L’autre film est sorti deux ans après : Winter bones. C’est aussi un film de femme... L’héroïne, la grande sœur, va faire de très bonnes choses pour de très mauvaises raisons. Ça c’est exactement le polar.
Il y a un 3e film que j’adore aussi : On the ice, qui se passe en Alaska. Des jeunes dans une situation particulière ont dix secondes pour prendre la bonne décision. Ce film raconte comment ça peut basculer à n’importe quel moment. Et qu’est-ce qui se passe quand ça bascule ? Dans le polar il n’y a pas de sujet tabou. On pose des questions, tout en faisant passer un bon moment aux lecteurs.
- Votre prochain livre parait en février chez Rivages. Son titre : Vostok, du nom de lastation russe en Antarctique. Pouvez-vous nous en dire quelques mots ?

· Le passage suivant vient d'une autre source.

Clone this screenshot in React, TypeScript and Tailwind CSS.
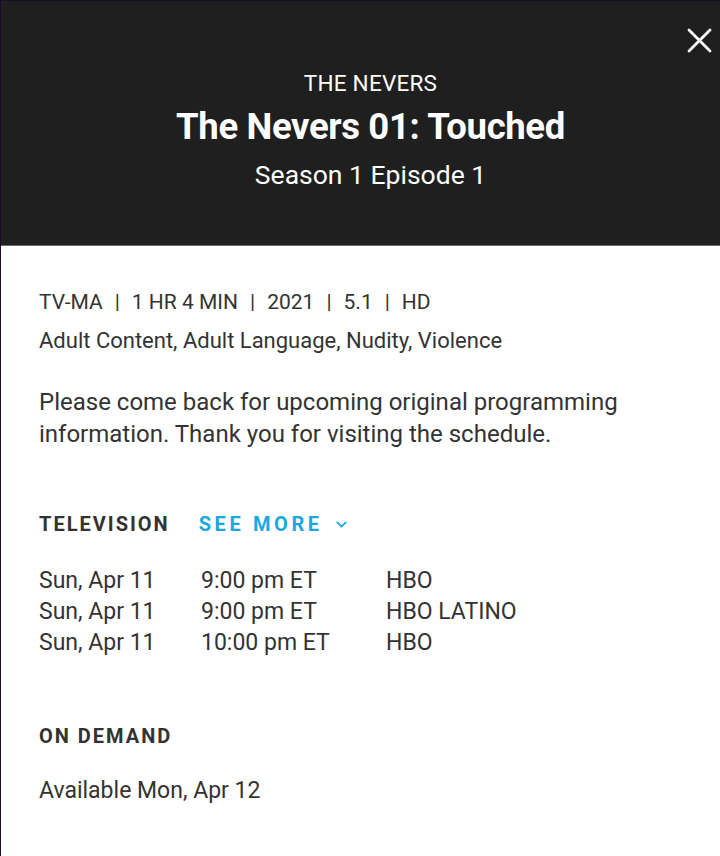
import { ChevronDown } from 'lucide-react';

const airings = [
  { date: 'Sun, Apr 11', time: '9:00 pm ET', channel: 'HBO' },
  { date: 'Sun, Apr 11', time: '9:00 pm ET', channel: 'HBO LATINO' },
  { date: 'Sun, Apr 11', time: '10:00 pm ET', channel: 'HBO' },
];

const meta = ['TV-MA', '1 HR 4 MIN', '2021', '5.1', 'HD'];

export default function App() {
  return (
    <div
      className="w-[720px] h-[856px] bg-white border-l border-t border-[#1a0b2a] overflow-hidden text-[#333333]"
      style={{ fontFamily: 'Roboto, "Liberation Sans", sans-serif' }}
    >
      {/* Header */}
      <header className="relative h-[245px] bg-[#1f1f1f] border-b border-[#6b6b6b] flex flex-col items-center pt-[70px] pl-[20px] text-white">
        <button className="absolute top-[27px] right-[8px] text-white">
          <svg width="25" height="25" viewBox="0 0 25 25" fill="none" stroke="currentColor" strokeWidth="2.8" strokeLinecap="round">
            <path d="M2 2 L23 23 M23 2 L2 23" />
          </svg>
        </button>
        <p className="text-[22.5px] leading-[24px] tracking-[0.01em]">THE NEVERS</p>
        <h1 className="mt-[12px] text-[36.5px] leading-[40px] font-bold tracking-[-0.01em]">The Nevers 01: Touched</h1>
        <p className="mt-[13px] text-[26.5px] leading-[30px]">Season 1 Episode 1</p>
      </header>

      <div className="pl-[38px] pr-6 pt-[44px]">
        <p className="text-[21px] leading-[24px] flex">
          {meta.map((m, i) => (
            <span key={m} className="flex">
              {i > 0 && <span className="mx-[12px]">|</span>}
              {m}
            </span>
          ))}
        </p>
        <p className="mt-[15px] text-[22px] leading-[24px]">Adult Content, Adult Language, Nudity, Violence</p>

        <p className="mt-[33px] text-[24px] leading-[32px] w-[620px]">
          Please come back for upcoming original programming information. Thank you for visiting the schedule.
        </p>

        <div className="mt-[62px] flex items-center gap-[29px]">
          <h2 className="text-[20px] leading-[24px] font-bold tracking-[0.1em]">TELEVISION</h2>
          <button className="flex items-center gap-[10px] text-[#1ba8de] text-[20px] leading-[24px] font-bold tracking-[0.18em]">
            SEE MORE
            <ChevronDown className="w-[17px] h-[17px]" strokeWidth={2.5} />
          </button>
        </div>

        <div className="mt-[29px] flex flex-col">
          {airings.map((a, i) => (
            <div key={i} className="flex text-[23px] leading-[31px]">
              <span className="w-[162px]">{a.date}</span>
              <span className="w-[185px]">{a.time}</span>
              <span>{a.channel}</span>
            </div>
          ))}
        </div>

        <h2 className="mt-[66px] text-[20px] leading-[24px] font-bold tracking-[0.1em]">ON DEMAND</h2>
        <p className="mt-[29px] text-[23px] leading-[28px]">Available Mon, Apr 12</p>
      </div>
    </div>
  );
}
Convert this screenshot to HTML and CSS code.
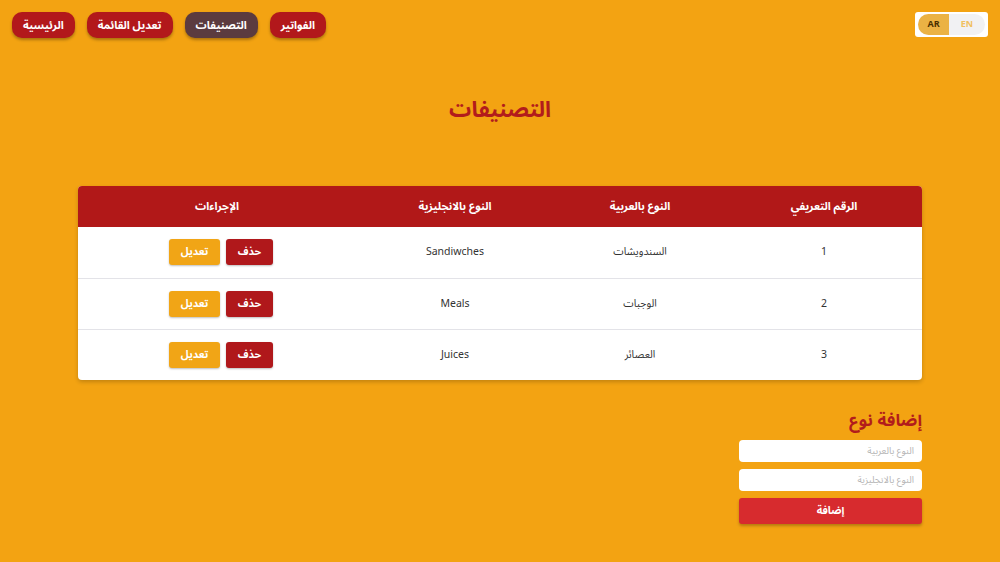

Jean-Hugues Oppel. C’est un livre obsessionnel et un livre de survie, commencé dans les décombres de ma voiture lors d'un accident. Le temps que les pompiers viennent vous désincarcérer, on a le temps de réfléchir à plein de choses. J’ai découvert la station Vostok en faisant des recherches pour un autre livre. C’est en Antarctique, le record de canicule en été c’est moins 12°C. Et c’est un endroit magique, où on a découvert à moins 4000 mètres un lac glaciaire, et l’eau a des millions d’années, c’est l’eau des origines… Ce livre m’a guéri de cette obsession antarctique.

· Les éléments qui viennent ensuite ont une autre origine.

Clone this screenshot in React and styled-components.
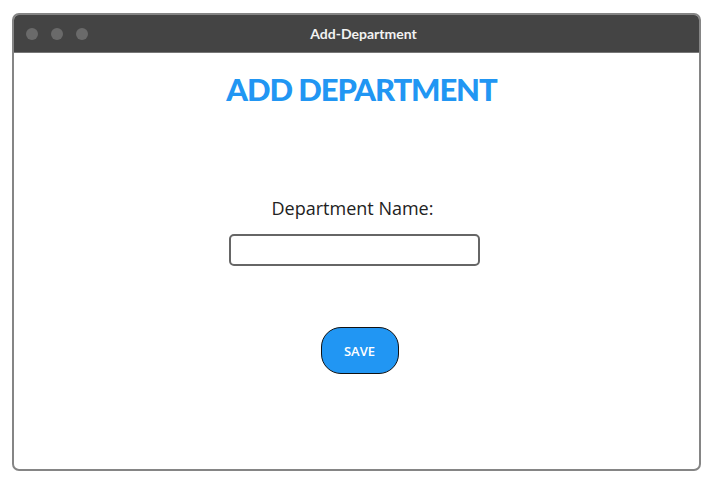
import React from 'react';
import styled, { createGlobalStyle } from 'styled-components';

const GlobalStyle = createGlobalStyle`
  html, body {
    margin: 0;
    padding: 0;
    background: #ffffff;
    font-family: "Open Sans", Lato, sans-serif;
  }
`;

const Page = styled.div`
  padding: 13px 0 0 12px;
`;

const Window = styled.div`
  width: 689px;
  height: 458px;
  box-sizing: border-box;
  border: 2px solid #858585;
  border-radius: 7px;
  overflow: hidden;
  display: flex;
  flex-direction: column;
  background: #fff;
`;

const TitleBar = styled.div`
  height: 37px;
  background: #444444;
  display: flex;
  align-items: center;
  position: relative;
  padding-left: 12px;
  gap: 13px;
  border-bottom: 1px solid #777;
`;

const Dot = styled.span`
  width: 12px;
  height: 12px;
  border-radius: 50%;
  background: #6a6a6a;
`;

const WindowTitle = styled.div`
  position: absolute;
  left: 14px;
  right: 0;
  text-align: center;
  color: #f2f2f2;
  font-family: Lato, sans-serif;
  font-size: 14px;
  font-weight: 700;
`;

const Body = styled.div`
  flex: 1;
  display: flex;
  flex-direction: column;
  align-items: center;
`;

const Heading = styled.h1`
  margin: 17px 0 0 10px;
  color: #2196f3;
  font-family: Lato, sans-serif;
  font-size: 31px;
  font-weight: 900;
  letter-spacing: -1.1px;
`;

const Label = styled.label`
  margin-top: 88px;
  margin-left: -8px;
  font-size: 18px;
  color: #222;
`;

const Input = styled.input`
  margin-top: 14px;
  margin-right: 4px;
  width: 251px;
  height: 32px;
  box-sizing: border-box;
  border: 2px solid #666;
  border-radius: 5px;
  outline: none;
`;

const SaveButton = styled.button`
  margin-top: 61px;
  margin-left: 6px;
  width: 78px;
  height: 47px;
  border: 1px solid #111;
  border-radius: 20px;
  background: #2196f3;
  color: #fff;
  font-family: "Open Sans", sans-serif;
  font-size: 13px;
  font-weight: 600;
`;

export default function App() {
  return (
    <>
      <GlobalStyle />
      <Page>
        <Window>
          <TitleBar>
            <Dot />
            <Dot />
            <Dot />
            <WindowTitle>Add-Department</WindowTitle>
          </TitleBar>
          <Body>
            <Heading>ADD DEPARTMENT</Heading>
            <Label htmlFor="dept">Department Name:</Label>
            <Input id="dept" type="text" />
            <SaveButton>SAVE</SaveButton>
          </Body>
        </Window>
      </Page>
    </>
  );
}
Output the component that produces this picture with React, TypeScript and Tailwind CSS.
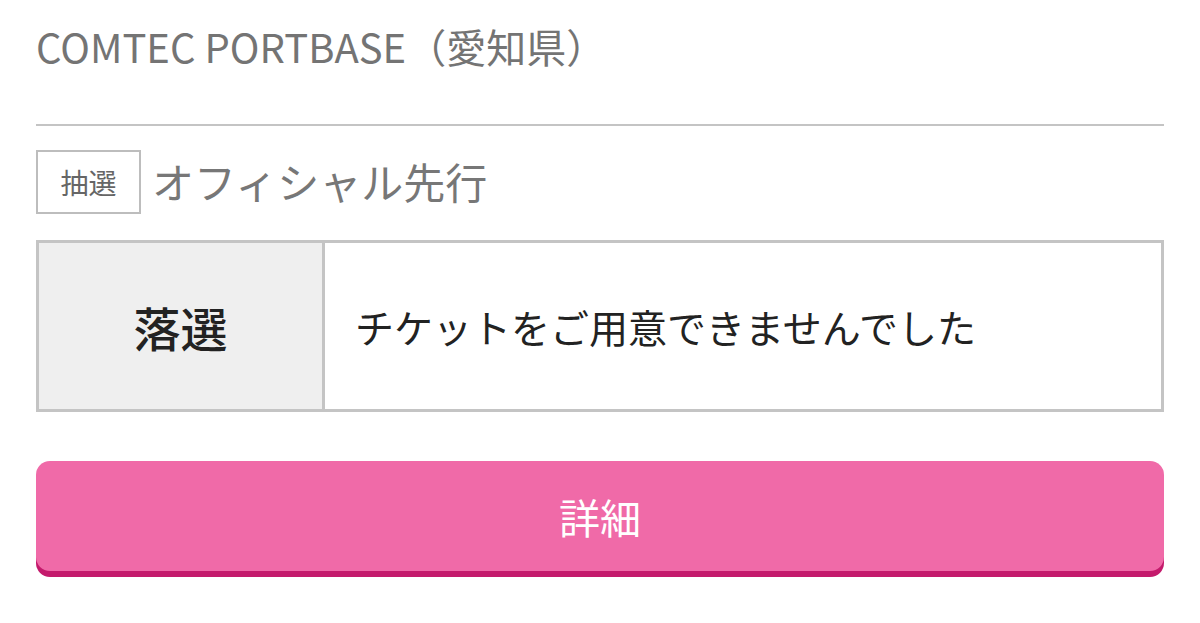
import React from "react";

export default function App() {
  const font = { fontFamily: '"Noto Sans CJK JP", "Noto Sans", sans-serif' };
  return (
    <div className="w-[1200px] h-[623px] bg-white overflow-hidden" style={font}>
      <div className="mx-[36px] flex flex-col">
        <div className="pt-[26px] h-[124px]">
          <h1 className="text-[40px] leading-[40px] text-[#747474] font-normal">
            COMTEC PORTBASE（愛知県）
          </h1>
        </div>
        <div className="h-[2px] bg-[#c4c4c4]" />
        <div className="mt-[24px] flex items-center">
          <div className="w-[105px] h-[64px] border-[2px] border-[#bdbdbd] flex items-center justify-center text-[28px] leading-none text-[#666666]">
            抽選
          </div>
          <div className="ml-[11px] text-[42px] leading-none text-[#777777] -mt-[2px]">
            オフィシャル先行
          </div>
        </div>
        <div className="mt-[26px] h-[172px] border-[3px] border-[#c4c4c4] flex">
          <div className="w-[286px] bg-[#efefef] border-r-[3px] border-[#c4c4c4] flex items-center justify-center text-[47px] leading-none font-medium text-[#222222]">
            落選
          </div>
          <div className="flex-1 flex items-center pl-[30px] text-[39px] leading-none text-[#222222]">
            チケットをご用意できませんでした
          </div>
        </div>
        <button className="mt-[49px] rounded-[14px] bg-[#f06aa8] shadow-[0_6px_0_#c41a6c] flex items-center justify-center text-white text-[41px] leading-none" style={{ height: 110 }}>
          詳細
        </button>
      </div>
    </div>
  );
}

Maintenant je m’en suis trouvé une autre : la physique quantique. Je ne comprends absolument rien aux maths. J’ai découvert la théorie du chat de Schrödinger. Cette théorie, c’est l’état où le chat peut être à la fois mort et à la fois vivant. Ca me fascine. Je n’ai toujours pas compris, mais métaphoriquement, je crois qu’au niveau polar il y a quelque chose à faire.
Propos recueillis par Véronique Duval
(Le 28 novembre 2012)
Liste des établissements scolaires qui accueillent Jean-Hugues Oppel :
Lycées de la Venise-Verte, Jean-Macé, Paul-Guérin, lycée horticole.
Collèges Fontanes, Gérard-Philippe, Jean-Zay, Rabelais et Saint-Exupéry.